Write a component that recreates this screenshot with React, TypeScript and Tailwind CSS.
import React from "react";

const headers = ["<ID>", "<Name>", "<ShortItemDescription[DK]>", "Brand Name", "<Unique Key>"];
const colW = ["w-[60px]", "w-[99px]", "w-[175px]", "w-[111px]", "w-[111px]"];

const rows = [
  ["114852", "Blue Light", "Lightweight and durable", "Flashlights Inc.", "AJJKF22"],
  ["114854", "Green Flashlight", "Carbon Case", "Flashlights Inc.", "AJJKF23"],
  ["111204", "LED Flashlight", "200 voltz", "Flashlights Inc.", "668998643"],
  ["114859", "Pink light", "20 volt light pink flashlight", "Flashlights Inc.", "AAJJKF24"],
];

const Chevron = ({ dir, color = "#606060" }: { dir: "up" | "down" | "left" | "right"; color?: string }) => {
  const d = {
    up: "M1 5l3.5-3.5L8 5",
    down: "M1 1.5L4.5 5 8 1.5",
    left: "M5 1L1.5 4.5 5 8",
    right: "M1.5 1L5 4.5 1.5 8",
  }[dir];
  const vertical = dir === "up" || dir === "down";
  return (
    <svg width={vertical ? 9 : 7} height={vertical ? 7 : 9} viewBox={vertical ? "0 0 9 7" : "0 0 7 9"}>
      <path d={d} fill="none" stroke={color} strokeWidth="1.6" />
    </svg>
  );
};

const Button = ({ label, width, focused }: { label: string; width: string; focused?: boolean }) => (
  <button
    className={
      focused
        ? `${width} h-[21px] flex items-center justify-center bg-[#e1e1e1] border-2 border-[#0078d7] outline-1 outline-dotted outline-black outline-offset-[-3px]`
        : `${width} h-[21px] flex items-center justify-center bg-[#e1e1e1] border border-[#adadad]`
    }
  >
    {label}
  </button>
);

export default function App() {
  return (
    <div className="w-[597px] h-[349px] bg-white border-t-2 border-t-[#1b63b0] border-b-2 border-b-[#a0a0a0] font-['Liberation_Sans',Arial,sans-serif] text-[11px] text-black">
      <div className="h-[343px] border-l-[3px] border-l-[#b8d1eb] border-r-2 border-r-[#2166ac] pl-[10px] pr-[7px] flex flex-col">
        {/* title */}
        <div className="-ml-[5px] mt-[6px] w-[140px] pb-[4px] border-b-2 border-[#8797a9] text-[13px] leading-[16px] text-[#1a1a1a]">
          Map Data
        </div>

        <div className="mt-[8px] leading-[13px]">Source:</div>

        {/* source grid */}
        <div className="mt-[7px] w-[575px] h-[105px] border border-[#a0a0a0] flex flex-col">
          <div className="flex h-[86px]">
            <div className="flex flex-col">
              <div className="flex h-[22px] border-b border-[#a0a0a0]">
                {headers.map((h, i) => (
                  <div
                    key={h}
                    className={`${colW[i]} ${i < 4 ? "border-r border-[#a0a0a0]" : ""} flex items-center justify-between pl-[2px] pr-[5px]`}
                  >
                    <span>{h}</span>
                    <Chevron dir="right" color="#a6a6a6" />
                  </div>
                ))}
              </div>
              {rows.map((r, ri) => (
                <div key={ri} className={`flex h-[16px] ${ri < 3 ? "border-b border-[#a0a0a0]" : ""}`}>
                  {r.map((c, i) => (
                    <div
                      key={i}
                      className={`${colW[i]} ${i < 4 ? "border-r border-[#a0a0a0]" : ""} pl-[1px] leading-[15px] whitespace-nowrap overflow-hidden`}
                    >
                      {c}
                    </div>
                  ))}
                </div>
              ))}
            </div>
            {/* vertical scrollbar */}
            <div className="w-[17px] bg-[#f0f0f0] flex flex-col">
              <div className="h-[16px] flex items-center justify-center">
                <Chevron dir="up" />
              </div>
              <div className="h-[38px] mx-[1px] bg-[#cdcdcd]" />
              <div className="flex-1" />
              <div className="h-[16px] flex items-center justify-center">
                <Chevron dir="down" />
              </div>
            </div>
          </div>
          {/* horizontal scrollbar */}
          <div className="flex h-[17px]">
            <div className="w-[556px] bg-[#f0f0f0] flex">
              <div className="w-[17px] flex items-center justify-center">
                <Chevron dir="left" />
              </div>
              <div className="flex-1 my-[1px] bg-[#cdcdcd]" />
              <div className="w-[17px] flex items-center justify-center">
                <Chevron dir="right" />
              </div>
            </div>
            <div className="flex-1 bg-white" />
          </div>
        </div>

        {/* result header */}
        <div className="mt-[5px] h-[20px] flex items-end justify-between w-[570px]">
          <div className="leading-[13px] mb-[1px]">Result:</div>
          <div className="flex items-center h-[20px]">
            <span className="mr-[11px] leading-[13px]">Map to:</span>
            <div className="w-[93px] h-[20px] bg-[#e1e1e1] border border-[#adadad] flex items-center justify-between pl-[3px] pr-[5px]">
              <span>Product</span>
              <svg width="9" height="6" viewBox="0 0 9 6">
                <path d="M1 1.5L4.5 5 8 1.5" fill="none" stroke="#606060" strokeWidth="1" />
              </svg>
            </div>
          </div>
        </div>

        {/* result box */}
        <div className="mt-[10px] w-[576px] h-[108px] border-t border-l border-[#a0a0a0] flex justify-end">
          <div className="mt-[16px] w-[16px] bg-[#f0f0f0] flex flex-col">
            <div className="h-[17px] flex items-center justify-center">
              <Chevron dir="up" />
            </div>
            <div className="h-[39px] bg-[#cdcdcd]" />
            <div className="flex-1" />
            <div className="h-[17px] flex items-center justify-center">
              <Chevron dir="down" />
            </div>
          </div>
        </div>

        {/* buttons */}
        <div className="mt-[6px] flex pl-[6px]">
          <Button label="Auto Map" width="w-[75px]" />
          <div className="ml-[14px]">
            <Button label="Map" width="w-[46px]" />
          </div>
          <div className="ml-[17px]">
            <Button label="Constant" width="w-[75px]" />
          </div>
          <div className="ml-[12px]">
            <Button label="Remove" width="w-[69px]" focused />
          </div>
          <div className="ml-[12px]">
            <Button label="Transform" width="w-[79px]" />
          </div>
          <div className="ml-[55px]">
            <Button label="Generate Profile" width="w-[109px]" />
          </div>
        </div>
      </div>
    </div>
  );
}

= = = =

Requirement =
Go through the material and copy out every line with "React" in it.

Output below =
Write a component that recreates this screenshot with React, TypeScript and Tailwind CSS.
import React from "react";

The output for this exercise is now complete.